(Stored entries)
-------------------------

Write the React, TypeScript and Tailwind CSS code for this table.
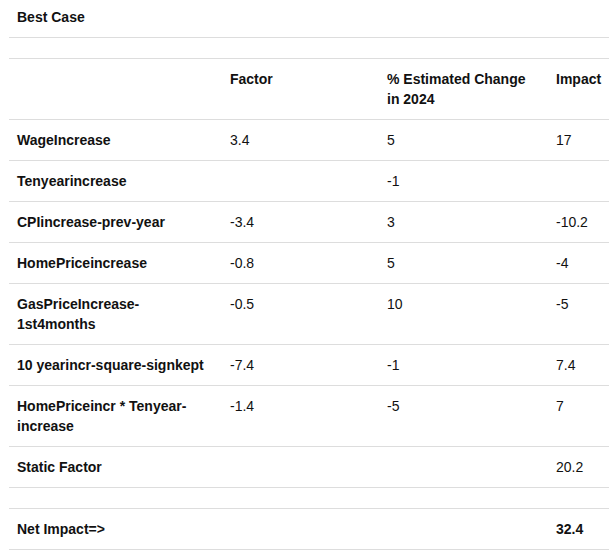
const rows: [string, string, string, string][] = [
  ['WageIncrease', '3.4', '5', '17'],
  ['Tenyearincrease', '', '-1', ''],
  ['CPIincrease-prev-year', '-3.4', '3', '-10.2'],
  ['HomePriceincrease', '-0.8', '5', '-4'],
  ['GasPriceIncrease-1st4months', '-0.5', '10', '-5'],
  ['10 yearincr-square-signkept', '-7.4', '-1', '7.4'],
  ['HomePriceincr * Tenyear-increase', '-1.4', '-5', '7'],
]

const cell = 'px-2 py-[10px] align-top text-left leading-5 border-b border-[#dddddd]'

export default function App() {
  return (
    <div className="min-h-screen bg-white pl-[9px] pr-[7px] text-[14px] text-[#111111] font-['Liberation_Sans',Arial,sans-serif]">
      <table className="w-[600px] table-fixed border-collapse">
        <colgroup>
          <col className="w-[213px]" />
          <col className="w-[157px]" />
          <col className="w-[169px]" />
          <col className="w-[61px]" />
        </colgroup>
        <tbody>
          <tr>
            <td colSpan={4} className="px-2 pt-[7px] pb-[10px] leading-5 font-bold border-b border-[#dddddd]">
              Best Case
            </td>
          </tr>
          <tr>
            <td colSpan={4} className="h-[21px] p-0 border-b border-[#dddddd]"></td>
          </tr>
          <tr className="font-bold">
            <td className={cell}></td>
            <td className={cell}>Factor</td>
            <td className={`${cell} pr-4`}>% Estimated Change in 2024</td>
            <td className={cell}>Impact</td>
          </tr>
          {rows.map(([label, factor, change, impact]) => (
            <tr key={label}>
              <td className={`${cell} font-bold`}>{label}</td>
              <td className={cell}>{factor}</td>
              <td className={cell}>{change}</td>
              <td className={cell}>{impact}</td>
            </tr>
          ))}
          <tr>
            <td className={`${cell} font-bold`}>Static Factor</td>
            <td className={cell}></td>
            <td className={cell}></td>
            <td className={cell}>20.2</td>
          </tr>
          <tr>
            <td colSpan={4} className="h-[21px] p-0 border-b border-[#dddddd]"></td>
          </tr>
          <tr className="font-bold">
            <td className={cell}>Net Impact=&gt;</td>
            <td className={cell}></td>
            <td className={cell}></td>
            <td className={cell}>32.4</td>
          </tr>
        </tbody>
      </table>
    </div>
  )
}
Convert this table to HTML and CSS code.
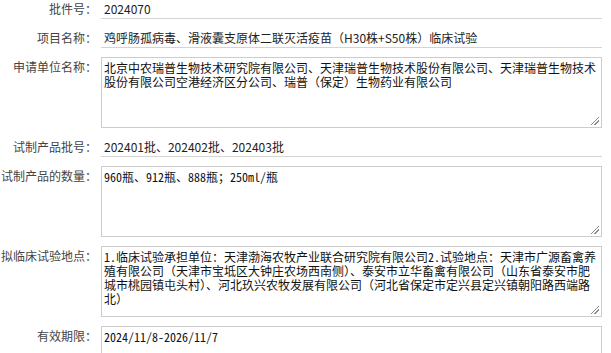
FILE: index.html
```html
<!DOCTYPE html>
<html lang="zh-CN">
<head>
<meta charset="utf-8">
<title>批件信息</title>
<link rel="stylesheet" href="styles.css">
</head>
<body>
<form class="form">
  <div class="row">
    <label class="lbl">批件号：</label>
    <input class="inp" type="text" value="2024070" readonly>
  </div>
  <div class="row">
    <label class="lbl">项目名称：</label>
    <input class="inp" type="text" value="鸡呼肠孤病毒、滑液囊支原体二联灭活疫苗（H30株+S50株）临床试验" readonly>
  </div>
  <div class="row">
    <label class="lbl">申请单位名称：</label>
    <textarea class="ta" readonly>北京中农瑞普生物技术研究院有限公司、天津瑞普生物技术股份有限公司、天津瑞普生物技术股份有限公司空港经济区分公司、瑞普（保定）生物药业有限公司</textarea>
  </div>
  <div class="row">
    <label class="lbl">试制产品批号：</label>
    <input class="inp" type="text" value="202401批、202402批、202403批" readonly>
  </div>
  <div class="row">
    <label class="lbl">试制产品的数量：</label>
    <textarea class="ta" readonly>960瓶、912瓶、888瓶；250ml/瓶</textarea>
  </div>
  <div class="row">
    <label class="lbl">拟临床试验地点：</label>
    <textarea class="ta" readonly>1.临床试验承担单位：天津渤海农牧产业联合研究院有限公司2.试验地点：天津市广源畜禽养殖有限公司（天津市宝坻区大钟庄农场西南侧）、泰安市立华畜禽有限公司（山东省泰安市肥城市桃园镇屯头村）、河北玖兴农牧发展有限公司（河北省保定市定兴县定兴镇朝阳路西端路北）</textarea>
  </div>
  <div class="row">
    <label class="lbl">有效期限：</label>
    <textarea class="ta" readonly>2024/11/8-2026/11/7</textarea>
  </div>
</form>
</body>
</html>
```
FILE: styles.css
```css
html, body {
  margin: 0;
  padding: 0;
  background: #ffffff;
}
body {
  font-family: "Noto Sans CJK SC", "Noto Sans", sans-serif;
  overflow: hidden;
}
.form {
  display: flex;
  flex-direction: column;
  gap: 9px;
  width: 602px;
  margin: -1px 0 0 0;
}
.row {
  display: flex;
  align-items: flex-start;
}
.lbl {
  flex: none;
  width: 97px;
  text-align: right;
  font-size: 12px;
  line-height: 20px;
  color: #444;
  white-space: nowrap;
}
.inp {
  flex: none;
  margin: 0 0 0 4px;
  width: 501px;
  height: 20px;
  box-sizing: border-box;
  border: 0;
  border-bottom: 1px solid #d4d4d4;
  padding: 0 3px;
  font-family: "Noto Sans CJK SC", "Noto Sans", sans-serif;
  font-size: 12px;
  color: #222;
  background: #fff;
  outline: none;
}
.ta {
  flex: none;
  margin: 0 0 0 4px;
  width: 501px;
  height: 71px;
  box-sizing: border-box;
  border: 1px solid #cccccc;
  padding: 3px 2px;
  font-family: "Noto Sans Mono CJK SC", "Liberation Mono", "Noto Sans CJK SC", monospace;
  font-size: 12px;
  line-height: 14px;
  color: #111;
  background-color: #fff;
  background-image: linear-gradient(135deg, transparent 0 52%, #8a8a8a 52% 60%, transparent 60% 72%, #8a8a8a 72% 80%, transparent 80%);
  background-repeat: no-repeat;
  background-size: 9px 9px;
  background-position: right 2px bottom 2px;
  outline: none;
  resize: none;
  overflow: hidden;
}
```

-------------------------

## Job
Quote the entries above word for word. Leave the images out.

## Task response
Write the React, TypeScript and Tailwind CSS code for this table.
const rows: [string, string, string, string][] = [
  ['WageIncrease', '3.4', '5', '17'],
  ['Tenyearincrease', '', '-1', ''],
  ['CPIincrease-prev-year', '-3.4', '3', '-10.2'],
  ['HomePriceincrease', '-0.8', '5', '-4'],
  ['GasPriceIncrease-1st4months', '-0.5', '10', '-5'],
  ['10 yearincr-square-signkept', '-7.4', '-1', '7.4'],
  ['HomePriceincr * Tenyear-increase', '-1.4', '-5', '7'],
]

const cell = 'px-2 py-[10px] align-top text-left leading-5 border-b border-[#dddddd]'

export default function App() {
  return (
    <div className="min-h-screen bg-white pl-[9px] pr-[7px] text-[14px] text-[#111111] font-['Liberation_Sans',Arial,sans-serif]">
      <table className="w-[600px] table-fixed border-collapse">
        <colgroup>
          <col className="w-[213px]" />
          <col className="w-[157px]" />
          <col className="w-[169px]" />
          <col className="w-[61px]" />
        </colgroup>
        <tbody>
          <tr>
            <td colSpan={4} className="px-2 pt-[7px] pb-[10px] leading-5 font-bold border-b border-[#dddddd]">
              Best Case
            </td>
          </tr>
          <tr>
            <td colSpan={4} className="h-[21px] p-0 border-b border-[#dddddd]"></td>
          </tr>
          <tr className="font-bold">
            <td className={cell}></td>
            <td className={cell}>Factor</td>
            <td className={`${cell} pr-4`}>% Estimated Change in 2024</td>
            <td className={cell}>Impact</td>
          </tr>
          {rows.map(([label, factor, change, impact]) => (
            <tr key={label}>
              <td className={`${cell} font-bold`}>{label}</td>
              <td className={cell}>{factor}</td>
              <td className={cell}>{change}</td>
              <td className={cell}>{impact}</td>
            </tr>
          ))}
          <tr>
            <td className={`${cell} font-bold`}>Static Factor</td>
            <td className={cell}></td>
            <td className={cell}></td>
            <td className={cell}>20.2</td>
          </tr>
          <tr>
            <td colSpan={4} className="h-[21px] p-0 border-b border-[#dddddd]"></td>
          </tr>
          <tr className="font-bold">
            <td className={cell}>Net Impact=&gt;</td>
            <td className={cell}></td>
            <td className={cell}></td>
            <td className={cell}>32.4</td>
          </tr>
        </tbody>
      </table>
    </div>
  )
}
Convert this table to HTML and CSS code.
FILE: index.html
```html
<!DOCTYPE html>
<html lang="zh-CN">
<head>
<meta charset="utf-8">
<title>批件信息</title>
<link rel="stylesheet" href="styles.css">
</head>
<body>
<form class="form">
  <div class="row">
    <label class="lbl">批件号：</label>
    <input class="inp" type="text" value="2024070" readonly>
  </div>
  <div class="row">
    <label class="lbl">项目名称：</label>
    <input class="inp" type="text" value="鸡呼肠孤病毒、滑液囊支原体二联灭活疫苗（H30株+S50株）临床试验" readonly>
  </div>
  <div class="row">
    <label class="lbl">申请单位名称：</label>
    <textarea class="ta" readonly>北京中农瑞普生物技术研究院有限公司、天津瑞普生物技术股份有限公司、天津瑞普生物技术股份有限公司空港经济区分公司、瑞普（保定）生物药业有限公司</textarea>
  </div>
  <div class="row">
    <label class="lbl">试制产品批号：</label>
    <input class="inp" type="text" value="202401批、202402批、202403批" readonly>
  </div>
  <div class="row">
    <label class="lbl">试制产品的数量：</label>
    <textarea class="ta" readonly>960瓶、912瓶、888瓶；250ml/瓶</textarea>
  </div>
  <div class="row">
    <label class="lbl">拟临床试验地点：</label>
    <textarea class="ta" readonly>1.临床试验承担单位：天津渤海农牧产业联合研究院有限公司2.试验地点：天津市广源畜禽养殖有限公司（天津市宝坻区大钟庄农场西南侧）、泰安市立华畜禽有限公司（山东省泰安市肥城市桃园镇屯头村）、河北玖兴农牧发展有限公司（河北省保定市定兴县定兴镇朝阳路西端路北）</textarea>
  </div>
  <div class="row">
    <label class="lbl">有效期限：</label>
    <textarea class="ta" readonly>2024/11/8-2026/11/7</textarea>
  </div>
</form>
</body>
</html>
```
FILE: styles.css
```css
html, body {
  margin: 0;
  padding: 0;
  background: #ffffff;
}
body {
  font-family: "Noto Sans CJK SC", "Noto Sans", sans-serif;
  overflow: hidden;
}
.form {
  display: flex;
  flex-direction: column;
  gap: 9px;
  width: 602px;
  margin: -1px 0 0 0;
}
.row {
  display: flex;
  align-items: flex-start;
}
.lbl {
  flex: none;
  width: 97px;
  text-align: right;
  font-size: 12px;
  line-height: 20px;
  color: #444;
  white-space: nowrap;
}
.inp {
  flex: none;
  margin: 0 0 0 4px;
  width: 501px;
  height: 20px;
  box-sizing: border-box;
  border: 0;
  border-bottom: 1px solid #d4d4d4;
  padding: 0 3px;
  font-family: "Noto Sans CJK SC", "Noto Sans", sans-serif;
  font-size: 12px;
  color: #222;
  background: #fff;
  outline: none;
}
.ta {
  flex: none;
  margin: 0 0 0 4px;
  width: 501px;
  height: 71px;
  box-sizing: border-box;
  border: 1px solid #cccccc;
  padding: 3px 2px;
  font-family: "Noto Sans Mono CJK SC", "Liberation Mono", "Noto Sans CJK SC", monospace;
  font-size: 12px;
  line-height: 14px;
  color: #111;
  background-color: #fff;
  background-image: linear-gradient(135deg, transparent 0 52%, #8a8a8a 52% 60%, transparent 60% 72%, #8a8a8a 72% 80%, transparent 80%);
  background-repeat: no-repeat;
  background-size: 9px 9px;
  background-position: right 2px bottom 2px;
  outline: none;
  resize: none;
  overflow: hidden;
}
```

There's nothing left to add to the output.